I suppose it is to be expected, but that doesn't mean we shouldn't try and stop it from overruling children's lives? :P I genuinely wish I hadn't been so crazily addicted to my laptop throughout 13/14/15 (yes I'm the hypocrite now :o) years of age because it destroyed my social life really. I don't want them clinging onto materialistic goods over friends or potentially education :(.
Catchetat
09-08-2012, 07:32 PM
they should earn/deposit the $ before getting any of these items. I only have a laptop and an old nokia phone! you feel a lot happier when u actually spend ur own $ rather than the parents.
wiktoria
11-08-2012, 10:51 AM
i had a laptop when i was 11 but it was like a family laptop or smin dno.
my cousins are so spoilt it's ridiculous. she's like 8 and has an xbox, a wii, and a laptop laptop and she doesn't even use any of it i don't even know why she's got it. my other cousin got an ipad for his birthday and he's 11 i think he actually uses it and plays games on it but it annoys me how they have all that **** and never play on it.

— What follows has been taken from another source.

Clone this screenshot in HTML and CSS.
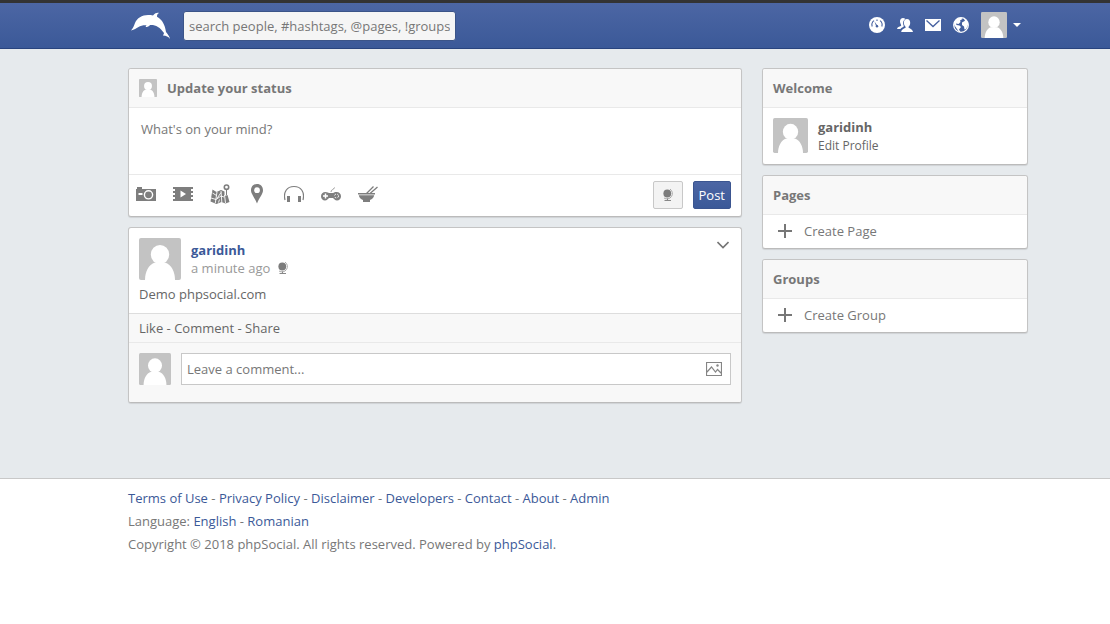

i think it's ok to get an xbox or something if you're actually gonna use it but it bugs me when you don't and just want it because it looks cool
mrwoooooooo
11-08-2012, 10:55 AM
would you have been complaining if it was you receiving the gifts ? no. jealousy ;)
MKR&*42
11-08-2012, 10:58 AM
would you have been complaining if it was you receiving the gifts ? no. jealousy ;)
Was waiting for someone to say 'jealousy'. I wouldn't have been complaining greatly, but I wouldn't have demanded the gifts? I already feel bad anyway when people give me stuff because I don't like people spending money 'on me' (which is why I don't ask for gifts at Xmas or my Birthday :L).
Charz777
15-08-2012, 07:56 PM
I got my first phone at 11. Nokia 3410 ftw :P
My cousins are the same, but to be honest they are spoiled. One got a DS at 6, the other just turned 10 and has an iPhone. I've never even had an iPhone :P The 10 year old also has her own laptop and DS, and their dad had a PS3 which is technically the 6 years old's. It's pathetic. At 6 I still played with dolls and at 10 I played on my street on my bike or something with the neighbouring children.